* begin Given entries *
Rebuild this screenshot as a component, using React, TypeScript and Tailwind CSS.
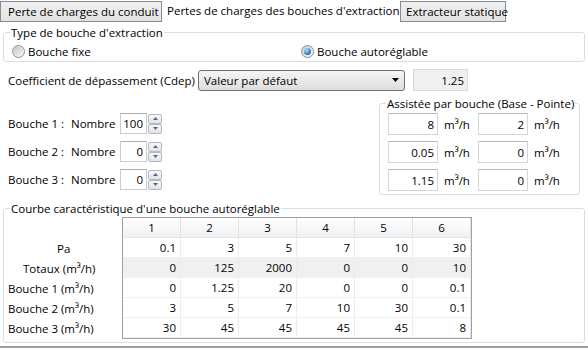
import React from 'react';

const font = "font-['Open_Sans',sans-serif]";

function Radio({ checked }: { checked?: boolean }) {
  return (
    <div className="w-[13px] h-[13px] rounded-full border border-[#8e8f8f] bg-gradient-to-br from-[#cfcfcf] to-[#fbfbfb] flex items-center justify-center shrink-0">
      {checked ? (
        <div className="w-[7px] h-[7px] rounded-full bg-[radial-gradient(circle_at_35%_30%,#b9e4ff,#3b86d0_55%,#1a4c86)]" />
      ) : (
        <div className="w-[9px] h-[9px] rounded-full bg-gradient-to-br from-[#c8c8c8] to-[#f4f4f4]" />
      )}
    </div>
  );
}

function Spinner() {
  const btn = 'h-[10px] w-[14px] border border-[#b5b8bd] rounded-[2px] bg-gradient-to-b from-[#f7f7f7] to-[#e1e3e6] flex items-center justify-center';
  return (
    <div className="flex flex-col ml-[1px]">
      <div className={btn}>
        <svg width="5" height="3" viewBox="0 0 5 3"><path d="M0 3 L2.5 0 L5 3 Z" fill="#4d6a9a" /></svg>
      </div>
      <div className={btn}>
        <svg width="5" height="3" viewBox="0 0 5 3"><path d="M0 0 L2.5 3 L5 0 Z" fill="#4d6a9a" /></svg>
      </div>
    </div>
  );
}

function Unit() {
  return <span className="w-[40px] pl-[6px]">m³/h</span>;
}

const bouches = [
  { n: 1, v: '100' },
  { n: 2, v: '0' },
  { n: 3, v: '0' },
];

const assist = [
  ['8', '2'],
  ['0.05', '0'],
  ['1.15', '0'],
];

const rows = [
  { label: 'Pa', pl: 'pl-[53px]', vals: ['0.1', '3', '5', '7', '10', '30'], gray: false },
  { label: 'Totaux (m³/h)', pl: 'pl-[19px]', vals: ['0', '125', '2000', '0', '0', '10'], gray: true },
  { label: 'Bouche 1 (m³/h)', pl: 'pl-[4px]', vals: ['0', '1.25', '20', '0', '0', '0.1'], gray: false },
  { label: 'Bouche 2 (m³/h)', pl: 'pl-[4px]', vals: ['3', '5', '7', '10', '30', '0.1'], gray: false },
  { label: 'Bouche 3 (m³/h)', pl: 'pl-[4px]', vals: ['30', '45', '45', '45', '45', '8'], gray: false },
];

export default function App() {
  return (
    <div className={`w-[588px] h-[350px] bg-white text-black text-[11.5px] leading-[15px] whitespace-nowrap overflow-hidden flex flex-col ${font}`}>
      {/* onglets */}
      <div className="h-[22px] flex items-end shrink-0">
        <div className="h-[21px] w-[162px] border border-[#898c95] bg-gradient-to-b from-[#f0f0f0] to-[#e3e3e3] flex items-center pl-[7px]">
          Perte de charges du conduit
        </div>
        <div className="h-[22px] w-[238px] flex items-center pl-[5px] pb-[2px]">
          Pertes de charges des bouches d'extraction
        </div>
        <div className="h-[21px] w-[106px] border border-[#898c95] bg-gradient-to-b from-[#f0f0f0] to-[#e3e3e3] flex items-center pl-[5px]">
          Extracteur statique
        </div>
      </div>

      {/* type de bouche */}
      <fieldset className="mx-[3px] mt-[3px] border border-[#d5dfe5] rounded-[3px] pb-[2px]">
        <legend className="ml-[6px] px-[1px]">Type de bouche d'extraction</legend>
        <div className="flex items-center h-[16px] mt-[3px] pl-[8px]">
          <div className="w-[289px] flex items-center gap-[3px]">
            <Radio />
            <span>Bouche fixe</span>
          </div>
          <div className="flex items-center gap-[3px]">
            <Radio checked />
            <span>Bouche autoréglable</span>
          </div>
        </div>
      </fieldset>

      {/* coefficient */}
      <div className="flex items-center h-[22px] mt-[7px]">
        <span className="w-[198px] pl-[8px]">Coefficient de dépassement (Cdep)</span>
        <div className="w-[207px] h-[21px] border border-[#707070] rounded-[3px] bg-gradient-to-b from-[#f5f5f5] to-[#dedede] flex items-center justify-between pl-[5px] pr-[5px]">
          <span>Valeur par défaut</span>
          <svg width="7" height="4" viewBox="0 0 7 4"><path d="M0 0 L7 0 L3.5 4 Z" fill="#000" /></svg>
        </div>
        <div className="ml-[8px] w-[55px] h-[22px] bg-[#f0f0f0] border border-[#dadada] flex items-center justify-end pr-[3px]">
          1.25
        </div>
      </div>

      {/* bouches + assistée */}
      <div className="flex mt-[5px]">
        <div className="w-[376px] pt-[17px] flex flex-col gap-[7px]">
          {bouches.map(b => (
            <div key={b.n} className="flex items-center h-[21px]">
              <div className="w-[120px] flex gap-[7px] pl-[8px]">
                <span>Bouche {b.n} :</span>
                <span>Nombre</span>
              </div>
              <div className="w-[27px] h-[21px] border border-[#c9cdd3] border-t-[#abadb3] flex items-center justify-end pr-[3px]">{b.v}</div>
              <Spinner />
            </div>
          ))}
        </div>
        <fieldset className="ml-[3px] w-[201px] border border-[#d5dfe5] rounded-[3px] pl-[8px] pb-[3px]">
          <legend className="ml-[-2px] px-[1px]">Assistée par bouche (Base - Pointe)</legend>
          <div className="flex flex-col gap-[6px] mt-[2px]">
            {assist.map((r, i) => (
              <div key={i} className="flex items-center h-[22px]">
                <div className="w-[50px] h-[22px] border border-[#d2d6dc] border-t-[#b5b8bd] flex items-center justify-end pr-[3px]">{r[0]}</div>
                <Unit />
                <div className="w-[50px] h-[22px] border border-[#d2d6dc] border-t-[#b5b8bd] flex items-center justify-end pr-[3px]">{r[1]}</div>
                <Unit />
              </div>
            ))}
          </div>
        </fieldset>
      </div>

      {/* courbe */}
      <fieldset className="mx-[3px] mt-[6px] border border-[#d5dfe5] rounded-[3px] pb-[3px]">
        <legend className="ml-[6px] px-[1px]">Courbe caractéristique d'une bouche autoréglable</legend>
        <div className="flex mt-[1px]">
          <div className="w-[118px] flex flex-col pt-[21px]">
            {rows.map(r => (
              <div key={r.label} className={`h-[20px] flex items-center ${r.pl}`}>{r.label}</div>
            ))}
          </div>
          <div className="w-[350px] border border-[#a0a0a0] flex flex-col">
            <div className="flex h-[20px] bg-gradient-to-b from-[#ffffff] to-[#f0f1f3] border-b border-[#e3e5e8]">
              {[1, 2, 3, 4, 5, 6].map(c => (
                <div key={c} className="w-[58px] border-r border-[#dfe2e6] flex items-center justify-center">{c}</div>
              ))}
            </div>
            {rows.map(r => (
              <div key={r.label} className={`flex h-[20px] border-b border-[#f0f0f0] ${r.gray ? 'bg-[#f0f0f0]' : ''}`}>
                {r.vals.map((v, i) => (
                  <div key={i} className="w-[58px] border-r border-[#ececec] flex items-center justify-end pr-[4px]">{v}</div>
                ))}
              </div>
            ))}
          </div>
        </div>
      </fieldset>

      <div className="mt-[3px] h-[2px] bg-[#a0a0a0]" />
    </div>
  );
}
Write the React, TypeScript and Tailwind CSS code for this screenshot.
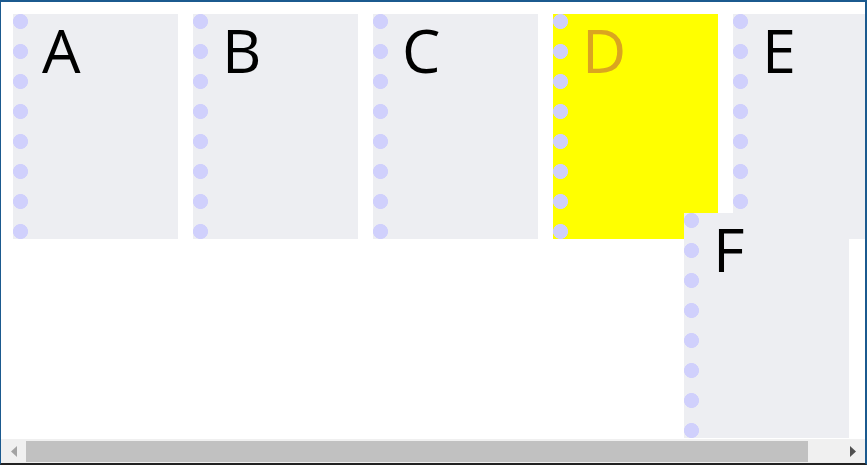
* end Given entries *
# The task:
The records above must be echoed exactly, minus their pictures.

# Response:
Rebuild this screenshot as a component, using React, TypeScript and Tailwind CSS.
import React from 'react';

const font = "font-['Open_Sans',sans-serif]";

function Radio({ checked }: { checked?: boolean }) {
  return (
    <div className="w-[13px] h-[13px] rounded-full border border-[#8e8f8f] bg-gradient-to-br from-[#cfcfcf] to-[#fbfbfb] flex items-center justify-center shrink-0">
      {checked ? (
        <div className="w-[7px] h-[7px] rounded-full bg-[radial-gradient(circle_at_35%_30%,#b9e4ff,#3b86d0_55%,#1a4c86)]" />
      ) : (
        <div className="w-[9px] h-[9px] rounded-full bg-gradient-to-br from-[#c8c8c8] to-[#f4f4f4]" />
      )}
    </div>
  );
}

function Spinner() {
  const btn = 'h-[10px] w-[14px] border border-[#b5b8bd] rounded-[2px] bg-gradient-to-b from-[#f7f7f7] to-[#e1e3e6] flex items-center justify-center';
  return (
    <div className="flex flex-col ml-[1px]">
      <div className={btn}>
        <svg width="5" height="3" viewBox="0 0 5 3"><path d="M0 3 L2.5 0 L5 3 Z" fill="#4d6a9a" /></svg>
      </div>
      <div className={btn}>
        <svg width="5" height="3" viewBox="0 0 5 3"><path d="M0 0 L2.5 3 L5 0 Z" fill="#4d6a9a" /></svg>
      </div>
    </div>
  );
}

function Unit() {
  return <span className="w-[40px] pl-[6px]">m³/h</span>;
}

const bouches = [
  { n: 1, v: '100' },
  { n: 2, v: '0' },
  { n: 3, v: '0' },
];

const assist = [
  ['8', '2'],
  ['0.05', '0'],
  ['1.15', '0'],
];

const rows = [
  { label: 'Pa', pl: 'pl-[53px]', vals: ['0.1', '3', '5', '7', '10', '30'], gray: false },
  { label: 'Totaux (m³/h)', pl: 'pl-[19px]', vals: ['0', '125', '2000', '0', '0', '10'], gray: true },
  { label: 'Bouche 1 (m³/h)', pl: 'pl-[4px]', vals: ['0', '1.25', '20', '0', '0', '0.1'], gray: false },
  { label: 'Bouche 2 (m³/h)', pl: 'pl-[4px]', vals: ['3', '5', '7', '10', '30', '0.1'], gray: false },
  { label: 'Bouche 3 (m³/h)', pl: 'pl-[4px]', vals: ['30', '45', '45', '45', '45', '8'], gray: false },
];

export default function App() {
  return (
    <div className={`w-[588px] h-[350px] bg-white text-black text-[11.5px] leading-[15px] whitespace-nowrap overflow-hidden flex flex-col ${font}`}>
      {/* onglets */}
      <div className="h-[22px] flex items-end shrink-0">
        <div className="h-[21px] w-[162px] border border-[#898c95] bg-gradient-to-b from-[#f0f0f0] to-[#e3e3e3] flex items-center pl-[7px]">
          Perte de charges du conduit
        </div>
        <div className="h-[22px] w-[238px] flex items-center pl-[5px] pb-[2px]">
          Pertes de charges des bouches d'extraction
        </div>
        <div className="h-[21px] w-[106px] border border-[#898c95] bg-gradient-to-b from-[#f0f0f0] to-[#e3e3e3] flex items-center pl-[5px]">
          Extracteur statique
        </div>
      </div>

      {/* type de bouche */}
      <fieldset className="mx-[3px] mt-[3px] border border-[#d5dfe5] rounded-[3px] pb-[2px]">
        <legend className="ml-[6px] px-[1px]">Type de bouche d'extraction</legend>
        <div className="flex items-center h-[16px] mt-[3px] pl-[8px]">
          <div className="w-[289px] flex items-center gap-[3px]">
            <Radio />
            <span>Bouche fixe</span>
          </div>
          <div className="flex items-center gap-[3px]">
            <Radio checked />
            <span>Bouche autoréglable</span>
          </div>
        </div>
      </fieldset>

      {/* coefficient */}
      <div className="flex items-center h-[22px] mt-[7px]">
        <span className="w-[198px] pl-[8px]">Coefficient de dépassement (Cdep)</span>
        <div className="w-[207px] h-[21px] border border-[#707070] rounded-[3px] bg-gradient-to-b from-[#f5f5f5] to-[#dedede] flex items-center justify-between pl-[5px] pr-[5px]">
          <span>Valeur par défaut</span>
          <svg width="7" height="4" viewBox="0 0 7 4"><path d="M0 0 L7 0 L3.5 4 Z" fill="#000" /></svg>
        </div>
        <div className="ml-[8px] w-[55px] h-[22px] bg-[#f0f0f0] border border-[#dadada] flex items-center justify-end pr-[3px]">
          1.25
        </div>
      </div>

      {/* bouches + assistée */}
      <div className="flex mt-[5px]">
        <div className="w-[376px] pt-[17px] flex flex-col gap-[7px]">
          {bouches.map(b => (
            <div key={b.n} className="flex items-center h-[21px]">
              <div className="w-[120px] flex gap-[7px] pl-[8px]">
                <span>Bouche {b.n} :</span>
                <span>Nombre</span>
              </div>
              <div className="w-[27px] h-[21px] border border-[#c9cdd3] border-t-[#abadb3] flex items-center justify-end pr-[3px]">{b.v}</div>
              <Spinner />
            </div>
          ))}
        </div>
        <fieldset className="ml-[3px] w-[201px] border border-[#d5dfe5] rounded-[3px] pl-[8px] pb-[3px]">
          <legend className="ml-[-2px] px-[1px]">Assistée par bouche (Base - Pointe)</legend>
          <div className="flex flex-col gap-[6px] mt-[2px]">
            {assist.map((r, i) => (
              <div key={i} className="flex items-center h-[22px]">
                <div className="w-[50px] h-[22px] border border-[#d2d6dc] border-t-[#b5b8bd] flex items-center justify-end pr-[3px]">{r[0]}</div>
                <Unit />
                <div className="w-[50px] h-[22px] border border-[#d2d6dc] border-t-[#b5b8bd] flex items-center justify-end pr-[3px]">{r[1]}</div>
                <Unit />
              </div>
            ))}
          </div>
        </fieldset>
      </div>

      {/* courbe */}
      <fieldset className="mx-[3px] mt-[6px] border border-[#d5dfe5] rounded-[3px] pb-[3px]">
        <legend className="ml-[6px] px-[1px]">Courbe caractéristique d'une bouche autoréglable</legend>
        <div className="flex mt-[1px]">
          <div className="w-[118px] flex flex-col pt-[21px]">
            {rows.map(r => (
              <div key={r.label} className={`h-[20px] flex items-center ${r.pl}`}>{r.label}</div>
            ))}
          </div>
          <div className="w-[350px] border border-[#a0a0a0] flex flex-col">
            <div className="flex h-[20px] bg-gradient-to-b from-[#ffffff] to-[#f0f1f3] border-b border-[#e3e5e8]">
              {[1, 2, 3, 4, 5, 6].map(c => (
                <div key={c} className="w-[58px] border-r border-[#dfe2e6] flex items-center justify-center">{c}</div>
              ))}
            </div>
            {rows.map(r => (
              <div key={r.label} className={`flex h-[20px] border-b border-[#f0f0f0] ${r.gray ? 'bg-[#f0f0f0]' : ''}`}>
                {r.vals.map((v, i) => (
                  <div key={i} className="w-[58px] border-r border-[#ececec] flex items-center justify-end pr-[4px]">{v}</div>
                ))}
              </div>
            ))}
          </div>
        </div>
      </fieldset>

      <div className="mt-[3px] h-[2px] bg-[#a0a0a0]" />
    </div>
  );
}
Write the React, TypeScript and Tailwind CSS code for this screenshot.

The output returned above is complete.